■ **Exercise objective**:
Images are not part of the copy; transcribe all the data exactly.

■ **Supplied data**:
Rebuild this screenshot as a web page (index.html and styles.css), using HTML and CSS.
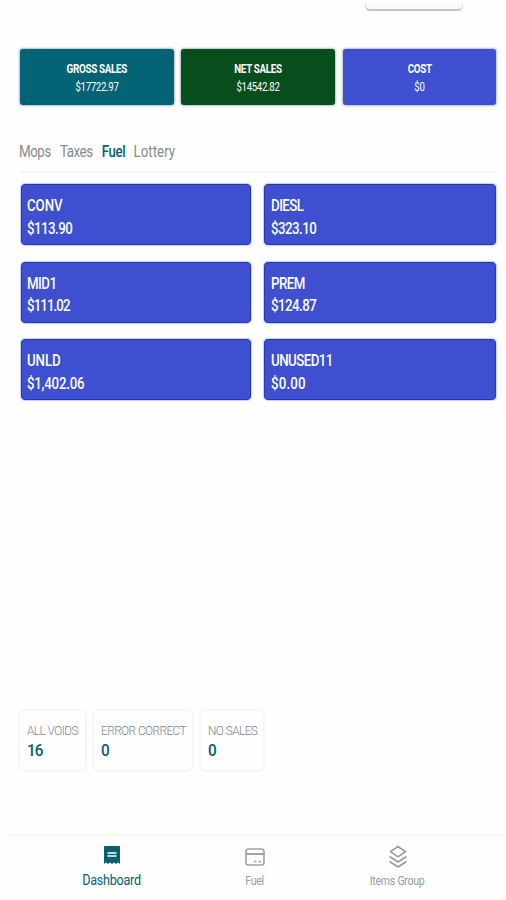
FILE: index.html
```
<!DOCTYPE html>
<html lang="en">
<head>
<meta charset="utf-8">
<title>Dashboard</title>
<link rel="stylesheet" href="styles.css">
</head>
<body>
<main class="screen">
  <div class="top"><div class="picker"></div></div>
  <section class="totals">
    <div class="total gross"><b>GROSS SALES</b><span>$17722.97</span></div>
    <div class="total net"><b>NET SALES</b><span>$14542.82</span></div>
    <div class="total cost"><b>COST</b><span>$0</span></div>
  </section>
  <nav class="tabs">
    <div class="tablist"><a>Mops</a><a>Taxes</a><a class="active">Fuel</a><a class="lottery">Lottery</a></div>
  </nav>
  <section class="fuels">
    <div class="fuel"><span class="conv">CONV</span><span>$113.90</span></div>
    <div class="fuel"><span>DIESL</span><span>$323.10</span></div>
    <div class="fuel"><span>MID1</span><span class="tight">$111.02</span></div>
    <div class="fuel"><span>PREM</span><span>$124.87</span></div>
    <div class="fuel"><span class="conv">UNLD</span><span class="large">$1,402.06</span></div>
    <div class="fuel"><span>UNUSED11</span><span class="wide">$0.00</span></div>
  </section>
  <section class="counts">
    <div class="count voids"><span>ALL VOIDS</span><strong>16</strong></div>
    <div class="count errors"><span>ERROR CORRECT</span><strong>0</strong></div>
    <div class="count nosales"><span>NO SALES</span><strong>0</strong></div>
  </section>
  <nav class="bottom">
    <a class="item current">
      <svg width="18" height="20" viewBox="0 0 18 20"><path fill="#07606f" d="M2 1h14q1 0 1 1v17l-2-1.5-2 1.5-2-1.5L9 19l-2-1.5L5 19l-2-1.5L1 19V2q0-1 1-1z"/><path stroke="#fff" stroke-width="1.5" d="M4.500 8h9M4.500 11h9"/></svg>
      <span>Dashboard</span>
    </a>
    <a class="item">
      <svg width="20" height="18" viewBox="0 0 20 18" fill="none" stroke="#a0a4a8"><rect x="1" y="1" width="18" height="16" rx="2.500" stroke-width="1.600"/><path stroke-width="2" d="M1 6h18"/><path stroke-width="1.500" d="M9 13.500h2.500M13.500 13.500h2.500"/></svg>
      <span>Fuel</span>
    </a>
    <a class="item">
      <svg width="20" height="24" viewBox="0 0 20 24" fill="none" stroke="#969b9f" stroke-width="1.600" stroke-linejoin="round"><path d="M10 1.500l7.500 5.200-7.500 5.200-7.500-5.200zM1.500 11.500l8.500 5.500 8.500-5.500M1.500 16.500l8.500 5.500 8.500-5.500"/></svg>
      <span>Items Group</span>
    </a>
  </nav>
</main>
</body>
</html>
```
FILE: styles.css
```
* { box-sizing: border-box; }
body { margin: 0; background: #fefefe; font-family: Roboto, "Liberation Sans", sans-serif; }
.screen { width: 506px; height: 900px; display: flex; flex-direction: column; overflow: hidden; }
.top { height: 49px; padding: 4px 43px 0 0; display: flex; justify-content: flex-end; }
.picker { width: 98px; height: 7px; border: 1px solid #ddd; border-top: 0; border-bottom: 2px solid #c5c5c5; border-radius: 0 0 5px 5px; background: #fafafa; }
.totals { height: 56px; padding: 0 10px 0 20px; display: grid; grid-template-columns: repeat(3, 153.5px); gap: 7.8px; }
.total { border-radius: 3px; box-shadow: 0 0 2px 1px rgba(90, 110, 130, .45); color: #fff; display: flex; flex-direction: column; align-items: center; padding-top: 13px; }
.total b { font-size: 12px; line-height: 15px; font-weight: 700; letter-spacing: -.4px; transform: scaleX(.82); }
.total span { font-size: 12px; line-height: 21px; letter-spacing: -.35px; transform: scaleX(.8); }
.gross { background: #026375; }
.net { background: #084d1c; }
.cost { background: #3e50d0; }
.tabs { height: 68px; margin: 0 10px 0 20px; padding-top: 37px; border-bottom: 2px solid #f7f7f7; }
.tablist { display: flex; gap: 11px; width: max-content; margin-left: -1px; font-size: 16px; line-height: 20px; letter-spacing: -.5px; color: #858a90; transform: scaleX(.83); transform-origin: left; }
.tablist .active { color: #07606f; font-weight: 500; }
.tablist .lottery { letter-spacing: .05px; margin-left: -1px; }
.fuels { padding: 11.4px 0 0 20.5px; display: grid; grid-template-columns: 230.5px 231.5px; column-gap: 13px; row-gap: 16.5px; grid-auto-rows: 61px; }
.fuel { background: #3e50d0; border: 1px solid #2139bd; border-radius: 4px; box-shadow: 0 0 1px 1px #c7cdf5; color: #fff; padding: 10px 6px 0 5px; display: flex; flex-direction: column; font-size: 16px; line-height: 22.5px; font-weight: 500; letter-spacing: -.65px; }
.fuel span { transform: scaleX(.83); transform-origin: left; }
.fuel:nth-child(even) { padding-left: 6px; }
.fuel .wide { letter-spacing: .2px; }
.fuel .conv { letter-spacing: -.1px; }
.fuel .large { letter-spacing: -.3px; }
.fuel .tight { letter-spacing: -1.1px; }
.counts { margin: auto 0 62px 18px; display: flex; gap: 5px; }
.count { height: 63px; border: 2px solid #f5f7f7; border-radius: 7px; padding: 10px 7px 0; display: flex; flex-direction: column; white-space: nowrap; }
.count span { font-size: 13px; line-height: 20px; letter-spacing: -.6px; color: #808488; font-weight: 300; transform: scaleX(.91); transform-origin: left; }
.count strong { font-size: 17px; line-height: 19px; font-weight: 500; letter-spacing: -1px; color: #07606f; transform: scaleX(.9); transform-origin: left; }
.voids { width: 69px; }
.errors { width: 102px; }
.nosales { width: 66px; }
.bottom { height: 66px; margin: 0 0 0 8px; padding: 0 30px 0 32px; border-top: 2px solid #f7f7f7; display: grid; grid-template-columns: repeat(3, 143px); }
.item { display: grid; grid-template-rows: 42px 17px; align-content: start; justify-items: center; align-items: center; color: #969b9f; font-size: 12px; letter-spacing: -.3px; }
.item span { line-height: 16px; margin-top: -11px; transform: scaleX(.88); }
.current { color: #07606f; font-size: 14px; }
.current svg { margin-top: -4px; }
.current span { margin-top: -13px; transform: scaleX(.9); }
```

■ **Solution**:
Rebuild this screenshot as a web page (index.html and styles.css), using HTML and CSS.
FILE: index.html
```
<!DOCTYPE html>
<html lang="en">
<head>
<meta charset="utf-8">
<title>Dashboard</title>
<link rel="stylesheet" href="styles.css">
</head>
<body>
<main class="screen">
  <div class="top"><div class="picker"></div></div>
  <section class="totals">
    <div class="total gross"><b>GROSS SALES</b><span>$17722.97</span></div>
    <div class="total net"><b>NET SALES</b><span>$14542.82</span></div>
    <div class="total cost"><b>COST</b><span>$0</span></div>
  </section>
  <nav class="tabs">
    <div class="tablist"><a>Mops</a><a>Taxes</a><a class="active">Fuel</a><a class="lottery">Lottery</a></div>
  </nav>
  <section class="fuels">
    <div class="fuel"><span class="conv">CONV</span><span>$113.90</span></div>
    <div class="fuel"><span>DIESL</span><span>$323.10</span></div>
    <div class="fuel"><span>MID1</span><span class="tight">$111.02</span></div>
    <div class="fuel"><span>PREM</span><span>$124.87</span></div>
    <div class="fuel"><span class="conv">UNLD</span><span class="large">$1,402.06</span></div>
    <div class="fuel"><span>UNUSED11</span><span class="wide">$0.00</span></div>
  </section>
  <section class="counts">
    <div class="count voids"><span>ALL VOIDS</span><strong>16</strong></div>
    <div class="count errors"><span>ERROR CORRECT</span><strong>0</strong></div>
    <div class="count nosales"><span>NO SALES</span><strong>0</strong></div>
  </section>
  <nav class="bottom">
    <a class="item current">
      <svg width="18" height="20" viewBox="0 0 18 20"><path fill="#07606f" d="M2 1h14q1 0 1 1v17l-2-1.5-2 1.5-2-1.5L9 19l-2-1.5L5 19l-2-1.5L1 19V2q0-1 1-1z"/><path stroke="#fff" stroke-width="1.5" d="M4.500 8h9M4.500 11h9"/></svg>
      <span>Dashboard</span>
    </a>
    <a class="item">
      <svg width="20" height="18" viewBox="0 0 20 18" fill="none" stroke="#a0a4a8"><rect x="1" y="1" width="18" height="16" rx="2.500" stroke-width="1.600"/><path stroke-width="2" d="M1 6h18"/><path stroke-width="1.500" d="M9 13.500h2.500M13.500 13.500h2.500"/></svg>
      <span>Fuel</span>
    </a>
    <a class="item">
      <svg width="20" height="24" viewBox="0 0 20 24" fill="none" stroke="#969b9f" stroke-width="1.600" stroke-linejoin="round"><path d="M10 1.500l7.500 5.200-7.500 5.200-7.500-5.200zM1.500 11.500l8.500 5.500 8.500-5.500M1.500 16.500l8.500 5.500 8.500-5.500"/></svg>
      <span>Items Group</span>
    </a>
  </nav>
</main>
</body>
</html>
```
FILE: styles.css
```
* { box-sizing: border-box; }
body { margin: 0; background: #fefefe; font-family: Roboto, "Liberation Sans", sans-serif; }
.screen { width: 506px; height: 900px; display: flex; flex-direction: column; overflow: hidden; }
.top { height: 49px; padding: 4px 43px 0 0; display: flex; justify-content: flex-end; }
.picker { width: 98px; height: 7px; border: 1px solid #ddd; border-top: 0; border-bottom: 2px solid #c5c5c5; border-radius: 0 0 5px 5px; background: #fafafa; }
.totals { height: 56px; padding: 0 10px 0 20px; display: grid; grid-template-columns: repeat(3, 153.5px); gap: 7.8px; }
.total { border-radius: 3px; box-shadow: 0 0 2px 1px rgba(90, 110, 130, .45); color: #fff; display: flex; flex-direction: column; align-items: center; padding-top: 13px; }
.total b { font-size: 12px; line-height: 15px; font-weight: 700; letter-spacing: -.4px; transform: scaleX(.82); }
.total span { font-size: 12px; line-height: 21px; letter-spacing: -.35px; transform: scaleX(.8); }
.gross { background: #026375; }
.net { background: #084d1c; }
.cost { background: #3e50d0; }
.tabs { height: 68px; margin: 0 10px 0 20px; padding-top: 37px; border-bottom: 2px solid #f7f7f7; }
.tablist { display: flex; gap: 11px; width: max-content; margin-left: -1px; font-size: 16px; line-height: 20px; letter-spacing: -.5px; color: #858a90; transform: scaleX(.83); transform-origin: left; }
.tablist .active { color: #07606f; font-weight: 500; }
.tablist .lottery { letter-spacing: .05px; margin-left: -1px; }
.fuels { padding: 11.4px 0 0 20.5px; display: grid; grid-template-columns: 230.5px 231.5px; column-gap: 13px; row-gap: 16.5px; grid-auto-rows: 61px; }
.fuel { background: #3e50d0; border: 1px solid #2139bd; border-radius: 4px; box-shadow: 0 0 1px 1px #c7cdf5; color: #fff; padding: 10px 6px 0 5px; display: flex; flex-direction: column; font-size: 16px; line-height: 22.5px; font-weight: 500; letter-spacing: -.65px; }
.fuel span { transform: scaleX(.83); transform-origin: left; }
.fuel:nth-child(even) { padding-left: 6px; }
.fuel .wide { letter-spacing: .2px; }
.fuel .conv { letter-spacing: -.1px; }
.fuel .large { letter-spacing: -.3px; }
.fuel .tight { letter-spacing: -1.1px; }
.counts { margin: auto 0 62px 18px; display: flex; gap: 5px; }
.count { height: 63px; border: 2px solid #f5f7f7; border-radius: 7px; padding: 10px 7px 0; display: flex; flex-direction: column; white-space: nowrap; }
.count span { font-size: 13px; line-height: 20px; letter-spacing: -.6px; color: #808488; font-weight: 300; transform: scaleX(.91); transform-origin: left; }
.count strong { font-size: 17px; line-height: 19px; font-weight: 500; letter-spacing: -1px; color: #07606f; transform: scaleX(.9); transform-origin: left; }
.voids { width: 69px; }
.errors { width: 102px; }
.nosales { width: 66px; }
.bottom { height: 66px; margin: 0 0 0 8px; padding: 0 30px 0 32px; border-top: 2px solid #f7f7f7; display: grid; grid-template-columns: repeat(3, 143px); }
.item { display: grid; grid-template-rows: 42px 17px; align-content: start; justify-items: center; align-items: center; color: #969b9f; font-size: 12px; letter-spacing: -.3px; }
.item span { line-height: 16px; margin-top: -11px; transform: scaleX(.88); }
.current { color: #07606f; font-size: 14px; }
.current svg { margin-top: -4px; }
.current span { margin-top: -13px; transform: scaleX(.9); }
```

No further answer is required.